Here's just one example: historically, Ontario hospitals have received a lump sum of money for the entire year. This had the unfortunate and unintended consequence of turning patients into a drain on hospital budgets. Under this model, every time a patient walked into a hospital for care, the hospital had less money. The province also uses the same funding model for the Community Care Access Centres (CCACs).

When patients are viewed as a drain, the patient-centred approach takes a back seat. Funding needs to follow patients and not the other way around.

We're proposing to reverse this. Under the new system, hospitals would get money for every service they perform. This simple policy change turns patients into valued customers, not drains on hospital budgets. They would be treated like human beings, and get better customer service. It would create the potential for healthy competition between hospitals and independent health facilities, such as Kensington Eye Institute. It would also reduce variations in rates now being paid.

The health hubs I outlined in my previous post would also be funded on a patient-centred basis. Nearly all of the money they get from the province would be based on a hub's community health needs.

Hubs would have total control and responsibility for this funding. For example, a hub might choose to locate a nurse practitioner-led clinic adjacent to a hospital emergency room, so that people with less urgent problems can be seen quickly.

The key idea here is for hubs to have the capacity to pursue more locally-appropriate improvements, based on local conditions -- rather than feel they have to plead with higher authorities for permission, or for resources to pursue these improvements.

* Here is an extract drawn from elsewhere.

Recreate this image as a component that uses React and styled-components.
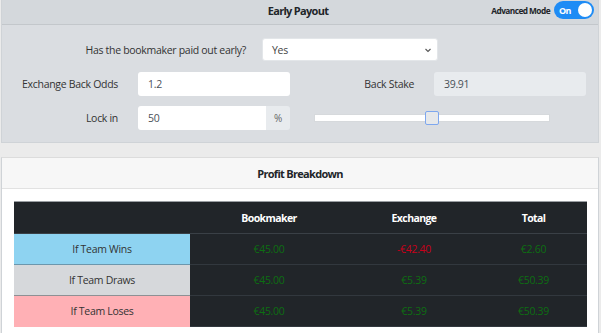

What's really exciting about this is that, over time, local initiatives would result in more innovations by frontline staff that can then be circulated throughout the system, to ensure a better use of resources. No matter where someone is in the province they can walk into any hospital for care. Some hubs will chose to offer a particular service regionally, provincially, or even nationally.

So where would all this leave the Ministry of Health?

Under our health hub plan, a smaller, streamlined ministry would shift to a position of strategic advisor with responsibility for provincial health system priorities, regulation, funding, and performance measurement through Health Quality Ontario. This is significant work, but we don't need hundreds of health bureaucrats to do it.

The Ministry would set the policy structure for the hubs, but they would allow these regional health organizations the freedom to design programming to meet patient needs. The Ministry would ensure accountability for quality, either directly or through Health Quality Ontario, and financially through audits.

The main challenge for the Ministry would be capacity planning, and determining the province's future health needs. The last such plan in Ontario was created in 1998.

Without a detailed assessment of our needs and how to meet them, the health care system is on a journey without a map. This broad guidance is the kind of role that is appropriate for government.

The Health Ministry would continue to play an important role in Ontario's revamped health system, but that role would be fact-based planning -- not bureaucratic micromanagement of the system.

This will be my last post on health care in this series tied to our new white paper. We want to make sure to get the health care foundation right and then we can deal with "wiring" of program delivery. We will address other aspects of health care improvement in the near future.

Let me close with some final thoughts on some of the issues I've tried to explore in previous posts.

Health care is the Ontario government's most costly service, and the one most vital to the welfare of all Ontarians.

The problems that patients have in accessing health care today are not due to lack of money in the system, or any shortcomings of our medical professionals or others on the front lines.

No, these problems stem from the way we've organized health care. The system is hard to understand, and the pieces don't interact well enough. For patients' sake, we simply have to do better.

With the bold new ideas we suggest in Patient-Centred Health Care www.ontariopc.com/paths-to-prosperity, we will succeed.